Discussion: How to Design Customized Generator Configuration and Configure Parameters

- The general principle to decide what configure parameter to add is to consider what needs to be parametrized. In other words, what is associated with the item type (type-wise) and does not needs to be changed across different instances, and what is associated to some instance (instance-wise) of the item type and can be different across different instances. Type-wise property does not need configure parameters to support, but instance-wise property does. The answer to this type of questions may be different for the same item type when the design intention is different. A different discussion according to a similar principle can also be seen at [Here].
- For example, in the Quiz demo, we added the configure parameters "min_int" and "max_int" to the rule "intExpr", because we consider that in every possible configuration we want to use for this problem, each integer in the arithmetic expression we want to generate is a random number uniformly selected from a range (which is made a type-wise property), but the range might be different for each instance (which is made an instance-wise property).
- If we considering the range is always the same, and known, say 0 to 99. Then we do not need to add those two configure parameters. We can directly set the "val" to be GetRandInt(0, 99) in the generator (implementation) in the rule "intExpr" as that is a type-wise property.
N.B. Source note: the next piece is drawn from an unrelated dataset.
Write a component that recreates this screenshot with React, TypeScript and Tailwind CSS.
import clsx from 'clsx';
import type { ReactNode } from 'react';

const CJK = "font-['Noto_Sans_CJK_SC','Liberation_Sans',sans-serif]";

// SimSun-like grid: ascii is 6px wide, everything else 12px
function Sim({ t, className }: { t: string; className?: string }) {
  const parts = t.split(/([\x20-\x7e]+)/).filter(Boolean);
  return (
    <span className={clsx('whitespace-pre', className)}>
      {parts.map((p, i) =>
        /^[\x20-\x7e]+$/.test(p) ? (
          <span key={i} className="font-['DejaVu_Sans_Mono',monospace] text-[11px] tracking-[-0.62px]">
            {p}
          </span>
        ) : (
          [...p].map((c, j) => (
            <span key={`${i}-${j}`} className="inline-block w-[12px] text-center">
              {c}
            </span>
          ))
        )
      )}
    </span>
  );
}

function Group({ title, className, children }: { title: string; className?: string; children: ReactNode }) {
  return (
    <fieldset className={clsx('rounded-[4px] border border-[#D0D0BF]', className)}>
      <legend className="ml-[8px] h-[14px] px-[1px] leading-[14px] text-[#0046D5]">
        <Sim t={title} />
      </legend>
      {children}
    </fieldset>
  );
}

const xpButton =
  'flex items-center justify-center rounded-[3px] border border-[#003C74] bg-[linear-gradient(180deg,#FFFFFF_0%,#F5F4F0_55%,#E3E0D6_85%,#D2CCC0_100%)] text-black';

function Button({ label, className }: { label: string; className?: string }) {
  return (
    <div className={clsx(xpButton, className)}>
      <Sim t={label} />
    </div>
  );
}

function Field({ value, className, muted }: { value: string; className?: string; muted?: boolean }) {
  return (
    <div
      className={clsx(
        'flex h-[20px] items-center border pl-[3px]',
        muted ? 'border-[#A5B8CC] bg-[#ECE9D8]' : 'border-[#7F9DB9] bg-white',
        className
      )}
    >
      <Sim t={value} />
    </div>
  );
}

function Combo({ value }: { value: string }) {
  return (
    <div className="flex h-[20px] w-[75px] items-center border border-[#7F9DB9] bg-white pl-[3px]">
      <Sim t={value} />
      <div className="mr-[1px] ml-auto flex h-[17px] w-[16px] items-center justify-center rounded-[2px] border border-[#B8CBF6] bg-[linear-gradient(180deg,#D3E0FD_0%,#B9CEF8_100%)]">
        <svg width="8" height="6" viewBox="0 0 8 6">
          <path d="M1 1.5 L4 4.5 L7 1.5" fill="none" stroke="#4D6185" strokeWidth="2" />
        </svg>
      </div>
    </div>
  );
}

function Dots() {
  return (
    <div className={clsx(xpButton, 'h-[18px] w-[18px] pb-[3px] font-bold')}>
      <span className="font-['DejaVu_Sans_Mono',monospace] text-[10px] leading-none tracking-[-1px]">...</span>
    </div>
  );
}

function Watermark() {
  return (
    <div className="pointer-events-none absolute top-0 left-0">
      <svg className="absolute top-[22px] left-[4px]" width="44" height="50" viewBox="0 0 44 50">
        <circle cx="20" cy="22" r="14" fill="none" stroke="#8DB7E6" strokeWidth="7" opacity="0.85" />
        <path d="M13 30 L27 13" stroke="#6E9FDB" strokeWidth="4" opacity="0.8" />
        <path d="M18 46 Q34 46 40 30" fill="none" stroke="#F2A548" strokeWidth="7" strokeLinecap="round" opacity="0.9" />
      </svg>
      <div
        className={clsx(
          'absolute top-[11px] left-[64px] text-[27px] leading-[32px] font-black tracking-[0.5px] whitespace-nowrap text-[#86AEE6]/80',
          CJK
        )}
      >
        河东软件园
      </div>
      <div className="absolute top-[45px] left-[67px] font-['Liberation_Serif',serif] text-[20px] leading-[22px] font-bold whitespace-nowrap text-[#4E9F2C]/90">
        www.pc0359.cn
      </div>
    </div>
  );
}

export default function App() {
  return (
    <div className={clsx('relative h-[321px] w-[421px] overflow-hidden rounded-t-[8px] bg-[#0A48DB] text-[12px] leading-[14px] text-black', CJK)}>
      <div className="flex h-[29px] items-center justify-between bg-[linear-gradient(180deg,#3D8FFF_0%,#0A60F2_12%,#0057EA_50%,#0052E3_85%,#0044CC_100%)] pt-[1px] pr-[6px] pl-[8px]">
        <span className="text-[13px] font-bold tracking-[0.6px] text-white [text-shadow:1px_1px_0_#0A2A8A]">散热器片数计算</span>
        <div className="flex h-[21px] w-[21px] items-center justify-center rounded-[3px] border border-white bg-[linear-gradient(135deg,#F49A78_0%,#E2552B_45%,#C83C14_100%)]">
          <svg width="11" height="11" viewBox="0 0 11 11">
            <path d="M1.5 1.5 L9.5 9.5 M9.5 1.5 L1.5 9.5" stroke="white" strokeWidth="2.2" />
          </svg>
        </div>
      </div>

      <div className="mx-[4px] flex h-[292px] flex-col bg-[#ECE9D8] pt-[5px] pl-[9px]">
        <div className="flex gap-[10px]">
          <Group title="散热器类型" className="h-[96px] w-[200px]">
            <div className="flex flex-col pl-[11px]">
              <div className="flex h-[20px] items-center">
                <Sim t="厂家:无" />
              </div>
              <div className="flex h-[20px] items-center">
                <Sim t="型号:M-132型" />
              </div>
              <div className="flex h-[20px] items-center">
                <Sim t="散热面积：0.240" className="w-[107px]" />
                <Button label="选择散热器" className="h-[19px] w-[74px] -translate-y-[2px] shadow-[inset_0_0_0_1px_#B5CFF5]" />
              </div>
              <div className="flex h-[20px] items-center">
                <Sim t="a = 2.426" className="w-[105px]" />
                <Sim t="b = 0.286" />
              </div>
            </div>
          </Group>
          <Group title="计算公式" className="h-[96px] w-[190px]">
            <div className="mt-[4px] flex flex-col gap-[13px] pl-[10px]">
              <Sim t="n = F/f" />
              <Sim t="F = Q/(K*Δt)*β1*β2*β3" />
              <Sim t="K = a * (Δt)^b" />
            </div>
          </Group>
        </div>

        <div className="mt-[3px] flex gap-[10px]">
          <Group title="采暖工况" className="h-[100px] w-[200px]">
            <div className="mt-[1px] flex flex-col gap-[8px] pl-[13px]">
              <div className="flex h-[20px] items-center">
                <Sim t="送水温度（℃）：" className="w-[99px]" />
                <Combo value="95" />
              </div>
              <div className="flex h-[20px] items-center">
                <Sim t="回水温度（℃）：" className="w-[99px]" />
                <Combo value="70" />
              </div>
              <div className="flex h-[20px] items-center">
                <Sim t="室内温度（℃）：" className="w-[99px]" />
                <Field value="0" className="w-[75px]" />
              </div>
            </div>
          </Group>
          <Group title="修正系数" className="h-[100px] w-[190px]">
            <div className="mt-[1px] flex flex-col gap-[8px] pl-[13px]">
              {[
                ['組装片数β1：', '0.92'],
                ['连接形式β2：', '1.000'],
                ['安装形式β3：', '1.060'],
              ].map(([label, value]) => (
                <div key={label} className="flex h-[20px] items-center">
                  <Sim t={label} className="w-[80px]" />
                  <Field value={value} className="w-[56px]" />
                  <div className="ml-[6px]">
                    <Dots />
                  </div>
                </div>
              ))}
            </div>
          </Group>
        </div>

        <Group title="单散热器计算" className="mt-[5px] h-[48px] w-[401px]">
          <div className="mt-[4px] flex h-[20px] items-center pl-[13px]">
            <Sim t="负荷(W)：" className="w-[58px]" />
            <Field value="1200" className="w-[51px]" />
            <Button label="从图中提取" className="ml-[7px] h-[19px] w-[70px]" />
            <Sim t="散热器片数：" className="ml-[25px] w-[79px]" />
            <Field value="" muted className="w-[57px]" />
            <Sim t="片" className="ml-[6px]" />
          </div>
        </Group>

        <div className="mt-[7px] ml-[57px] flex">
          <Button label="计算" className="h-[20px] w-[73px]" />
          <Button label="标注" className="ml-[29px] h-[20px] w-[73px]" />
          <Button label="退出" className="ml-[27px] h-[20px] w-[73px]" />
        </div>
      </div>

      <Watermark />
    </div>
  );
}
- If we does not assume the integers in the arithmetic expressions to be from a uniform range, but instead can be a constant in some configuration, or from some other arbitrary distribution (that can be programmed) in some other configuration, then we should no longer use those two configure parameters. Now we know little about the type-wise property for those integers (all we know is just they are integers). Therefore a good approach in this case would be just using one configure parameter, say "input_val", and then set the "val" to be just input_val in the generator in the rule "intExpr". If we want it to be a constant for some configuration, we can pass in the constant, say 60 (or it could be a constant stored in a variable, as this constant is not a C++ constant but a statistical constant) in the generator configuration. If we still want it to be from a uniform range, then we pass in the GetRandInt(0, 99) in the generator configuration (note, not in generator implementation in the rule). If we want it to be from some other distributions, we just pass in other expressions or even those containing function calls in the generator configuration. Note that the lambda configuration feature ensures this to work properly, i.e., those random number, albeit set in the configuration, are evaluated only when generating the corresponding part of the each item.